• _EXERCISE_: Give the number of lines in this listing that contain the word "index", and nothing else.

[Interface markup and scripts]
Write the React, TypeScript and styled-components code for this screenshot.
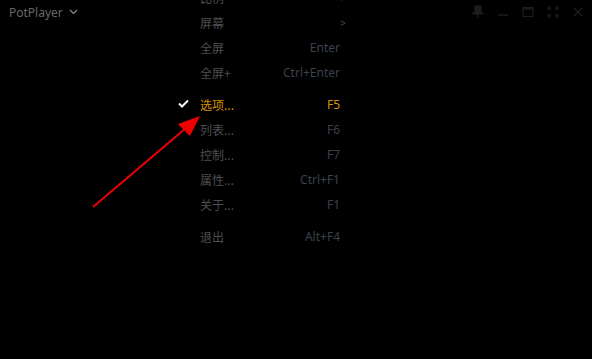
import styled, { createGlobalStyle } from "styled-components";

const GlobalStyle = createGlobalStyle`
  html, body {
    margin: 0;
    padding: 0;
    background: #000;
  }
  body {
    font-family: "Noto Sans", "Noto Sans CJK SC", sans-serif;
  }
`;

const Screen = styled.div`
  position: relative;
  width: 592px;
  height: 359px;
  background: #000;
  overflow: hidden;
`;

const TitleBar = styled.div`
  display: flex;
  align-items: center;
  justify-content: space-between;
  height: 26px;
  padding: 0 6px 0 9px;
`;

const Brand = styled.div`
  display: flex;
  align-items: center;
  gap: 6px;
  color: #686868;
  font-size: 12px;
  margin-top: -2px;
`;

const WinButtons = styled.div`
  display: flex;
  align-items: center;
  gap: 9px;
  margin-top: -2px;
`;

const WinBtn = styled.div`
  width: 16px;
  height: 16px;
  display: flex;
  align-items: center;
  justify-content: center;
`;

const Menu = styled.div`
  position: absolute;
  left: 190px;
  top: -15px;
  width: 160px;
  display: flex;
  flex-direction: column;
`;

const Row = styled.div<{ $active?: boolean }>`
  position: relative;
  display: flex;
  align-items: center;
  justify-content: space-between;
  height: 25px;
  padding: 0 10px 0 10px;
  font-size: 12px;
  color: ${(p) => (p.$active ? "#d99400" : "#4e4e4e")};
`;

const Label = styled.span`
  font-family: "Noto Sans CJK SC", "Noto Sans", sans-serif;
`;

const Key = styled.span<{ $active?: boolean }>`
  color: ${(p) => (p.$active ? "#d99400" : "#3a424c")};
`;

const Sub = styled.span`
  position: absolute;
  right: 4px;
  color: #4a4a4a;
  font-size: 10px;
`;

const Check = styled.svg`
  position: absolute;
  left: -12px;
  top: 7px;
`;

const Separator = styled.div`
  height: 7px;
`;

const Arrow = styled.svg`
  position: absolute;
  left: 0;
  top: 0;
  pointer-events: none;
`;

type Item = { label: string; key?: string; sub?: boolean; active?: boolean; sep?: boolean };

const items: Item[] = [
  { label: "比例", sub: true },
  { label: "屏幕", sub: true },
  { label: "全屏", key: "Enter" },
  { label: "全屏+", key: "Ctrl+Enter" },
  { label: "", sep: true },
  { label: "选项...", key: "F5", active: true },
  { label: "列表...", key: "F6" },
  { label: "控制...", key: "F7" },
  { label: "属性...", key: "Ctrl+F1" },
  { label: "关于...", key: "F1" },
  { label: "", sep: true },
  { label: "退出", key: "Alt+F4" },
];

const dim = "#1d1d1d";

export default function App() {
  return (
    <Screen>
      <GlobalStyle />
      <TitleBar>
        <Brand>
          PotPlayer
          <svg width="9" height="6" viewBox="0 0 9 6">
            <path d="M1 1l3.5 3.5L8 1" stroke="#8a8a8a" strokeWidth="1.2" fill="none" />
          </svg>
        </Brand>
        <WinButtons>
          <WinBtn>
            <svg width="12" height="14" viewBox="0 0 12 14">
              <path d="M3 1h6v6H3z M1 8h10v1H1z M6 9v4" stroke={dim} strokeWidth="1.2" fill={dim} />
            </svg>
          </WinBtn>
          <WinBtn>
            <svg width="12" height="12" viewBox="0 0 12 12">
              <path d="M1 9h10" stroke={dim} strokeWidth="1.4" />
            </svg>
          </WinBtn>
          <WinBtn>
            <svg width="12" height="12" viewBox="0 0 12 12">
              <rect x="1" y="1.5" width="10" height="9" stroke={dim} strokeWidth="1.2" fill="none" />
              <path d="M1 3h10" stroke={dim} strokeWidth="1.5" />
            </svg>
          </WinBtn>
          <WinBtn>
            <svg width="12" height="12" viewBox="0 0 12 12">
              <path d="M1 4V1h3M8 1h3v3M11 8v3H8M4 11H1V8M1 1l3 3M11 1L8 4M11 11L8 8M1 11l3-3" stroke={dim} strokeWidth="1.1" fill="none" />
            </svg>
          </WinBtn>
          <WinBtn>
            <svg width="12" height="12" viewBox="0 0 12 12">
              <path d="M1.5 1.5l9 9M10.5 1.5l-9 9" stroke={dim} strokeWidth="1.2" />
            </svg>
          </WinBtn>
        </WinButtons>
      </TitleBar>

      <Menu>
        {items.map((it, i) =>
          it.sep ? (
            <Separator key={i} />
          ) : (
            <Row key={i} $active={it.active}>
              {it.active && (
                <Check width="11" height="9" viewBox="0 0 11 9">
                  <path d="M1 4.5l3 3L10 1.5" stroke="#f2f2f2" strokeWidth="2" fill="none" />
                </Check>
              )}
              <Label>{it.label}</Label>
              {it.key && <Key $active={it.active}>{it.key}</Key>}
              {it.sub && <Sub>&gt;</Sub>}
            </Row>
          )
        )}
      </Menu>

      <Arrow width="592" height="359" viewBox="0 0 592 359">
        <line x1="93" y1="207" x2="186" y2="128" stroke="#ee0000" strokeWidth="2" />
        <polygon points="200,116 178,124 190,136" fill="#ee0000" />
      </Arrow>
    </Screen>
  );
}
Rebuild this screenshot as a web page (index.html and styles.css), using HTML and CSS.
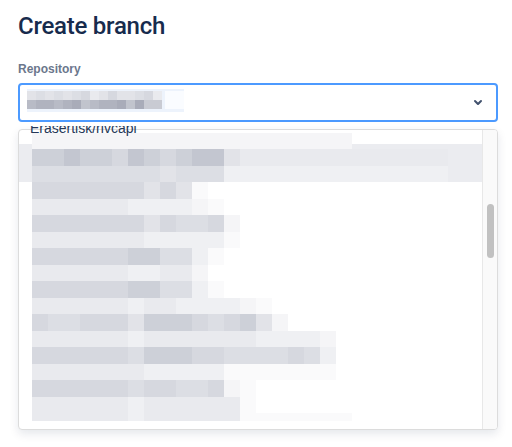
FILE: index.html
```html
<!DOCTYPE html>
<html lang="en">
<head>
    <meta charset="UTF-8">
    <meta name="viewport" content="width=device-width, initial-scale=1.0">
    <title>Create branch</title>
    <link rel="stylesheet" href="styles.css">
</head>
<body>
    <div id="dialog">
        <h1 class="title">Create branch</h1>
        <label class="field-label" for="repo">Repository</label>
        <div class="select" id="repo">
            <div class="value">
                <div class="value-blur" id="value-blur"></div>
                <div class="value-tail"></div>
            </div>
            <svg class="chevron" width="24" height="24" viewBox="0 0 24 24">
                <path d="M8.292 10.293a1.009 1.009 0 0 0 0 1.419l2.939 2.965c.218.215.5.322.779.322s.556-.107.769-.322l2.93-2.955a1.01 1.01 0 0 0 0-1.419.987.987 0 0 0-1.406 0l-2.298 2.317-2.307-2.327a.99.99 0 0 0-1.406 0z" fill="currentColor"/>
            </svg>
        </div>
        <div class="menu-area">
            <span class="peek">Erasertisk/rivcapi</span>
            <div class="menu">
                <div class="menu-list" id="menu-list"></div>
                <div class="scrollbar"><div class="thumb"></div></div>
            </div>
        </div>
    </div>

    <script>
        // blurred (pixelated) repo names, one char per 16px block
        const listRows = [
            '88888888888888888888',
            '22122312321156666666666666',
            '44444444544477777777777777',
            '33333335359',
            '666666777789',
            '3333333534438',
            '6666666777779',
            '333333224479',
            '66666677668',
            '333333224479',
            '666666766777789',
            '3443335222343258',
            '6666667666666677778',
            '3333334222334444347',
            '6666666777779999999',
            '33333343344389',
            '66666676666669',
            '66666676666669999999'
        ];
        const valueRows = ['545454365355436', 'cbbcbadcbbadaee'];

        function buildRow(tones, cls) {
            const row = document.createElement('div');
            row.classList.add(cls);
            for (const t of tones) {
                const block = document.createElement('span');
                block.classList.add('t' + t);
                row.appendChild(block);
            }
            return row;
        }

        const menuList = document.getElementById('menu-list');
        let hoverItem = null;
        listRows.forEach((tones, i) => {
            const row = buildRow(tones, 'blur-row');
            if (i === 1 || i === 2) {
                if (!hoverItem) {
                    hoverItem = document.createElement('div');
                    hoverItem.classList.add('hover-item');
                    menuList.appendChild(hoverItem);
                }
                hoverItem.appendChild(row);
            } else {
                menuList.appendChild(row);
            }
        });

        const valueBlur = document.getElementById('value-blur');
        valueRows.forEach(tones => valueBlur.appendChild(buildRow(tones, 'value-row')));
    </script>
</body>
</html>
```

FILE: styles.css
```css
body {
    margin: 0;
    background-color: #fff;
    font-family: "Liberation Sans", Arial, sans-serif;
    color: #172b4d;
}
#dialog {
    display: flex;
    flex-direction: column;
    padding: 0 14px 0 18px;
}
.title {
    margin: 12px 0 0;
    font-family: Roboto, "Liberation Sans", sans-serif;
    font-size: 24px;
    font-weight: 500;
    line-height: 28px;
    letter-spacing: -0.01em;
    color: #172b4d;
}
.field-label {
    margin-top: 21px;
    font-size: 12px;
    font-weight: bold;
    line-height: 16px;
    color: #6b778c;
}
.select {
    margin-top: 6px;
    height: 39px;
    box-sizing: border-box;
    border: 2px solid #4c9aff;
    border-radius: 4px;
    display: flex;
    align-items: flex-start;
    justify-content: space-between;
    padding: 4px 6px 0 7px;
}
.value {
    display: flex;
    background-color: #edf3fc;
    padding: 2px 0 3px;
}
.value-row {
    display: flex;
    height: 9px;
}
.value-row span {
    width: 9px;
}
.value-tail {
    width: 19px;
    margin: 0 0 0 3px;
    background-color: #fafcff;
}
.chevron {
    margin-top: 1px;
    color: #42526e;
}
/* the list is scrolled: the item above the menu is clipped to its lower half */
.menu-area {
    position: relative;
    margin: 4px -14px 0 -18px;
    padding: 3px 14px 14px 18px;
    overflow: hidden;
}
.peek {
    position: absolute;
    top: -6px;
    left: 30px;
    font-size: 14px;
    line-height: 16px;
    color: #253858;
}
.menu {
    display: flex;
    height: 301px;
    box-sizing: border-box;
    border: 1px solid #dcdcdc;
    border-radius: 4px;
    box-shadow: 0 4px 10px rgba(9, 30, 66, 0.1);
    background-color: #fff;
    overflow: hidden;
}
.menu-list {
    flex: 1;
    height: 291px;
    padding-top: 2.5px;
    box-sizing: border-box;
    overflow: hidden;
}
.blur-row {
    display: flex;
    height: 16.5px;
    padding-left: 13px;
}
.blur-row span {
    width: 16px;
    flex: none;
}
.hover-item {
    background-color: #ebecf0;
    margin-top: -5px;
    padding-top: 5px;
}
.scrollbar {
    width: 14px;
    border-left: 1px solid #e8e8e8;
    background-color: #fafafa;
    display: flex;
    justify-content: center;
    padding-top: 74px;
}
.thumb {
    width: 7px;
    height: 54px;
    border-radius: 4px;
    background-color: #c1c1c1;
}
.t1 { background-color: #c3c6d0; }
.t2 { background-color: #cdd0d8; }
.t3 { background-color: #d6d8df; }
.t4 { background-color: #dcdee4; }
.t5 { background-color: #e2e3e8; }
.t6 { background-color: #e9eaee; }
.t7 { background-color: #eff0f3; }
.t8 { background-color: #f5f5f7; }
.t9 { background-color: #fafafb; }
.ta { background-color: #a9acb9; }
.tb { background-color: #b0b3bf; }
.tc { background-color: #b8bbc6; }
.td { background-color: #c1c4cd; }
.te { background-color: #c9cbd3; }
```
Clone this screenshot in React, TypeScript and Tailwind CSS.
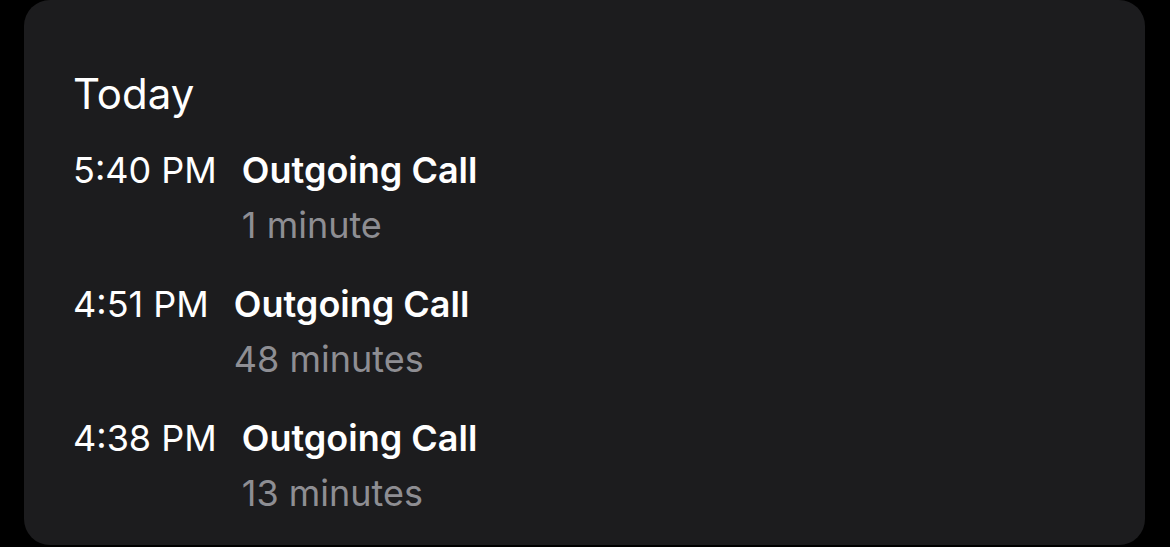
const calls = [
  { time: '5:40 PM', title: 'Outgoing Call', duration: '1 minute' },
  { time: '4:51 PM', title: 'Outgoing Call', duration: '48 minutes' },
  { time: '4:38 PM', title: 'Outgoing Call', duration: '13 minutes' },
];

export default function App() {
  return (
    <div
      className="w-[1170px] h-[547px] bg-black pl-[24px] pr-[25px] pb-[2px]"
      style={{ fontFamily: 'Inter, "Noto Sans", sans-serif' }}
    >
      <div className="h-full rounded-[26px] bg-[#1c1c1e] pl-[49px] pt-[70px]">
        <h2 className="text-[42px] leading-[48px] text-white">Today</h2>

        <ul className="mt-[25px] flex flex-col gap-[24px]">
          {calls.map((call, i) => (
            <li key={i} className="flex gap-[25px] text-[36px] leading-[55px]">
              <span className="text-white">{call.time}</span>
              <div>
                <div className="font-semibold text-white">{call.title}</div>
                <div className="text-[#8e8e93]">{call.duration}</div>
              </div>
            </li>
          ))}
        </ul>
      </div>
    </div>
  );
}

• _TASK SOLUTION_: 2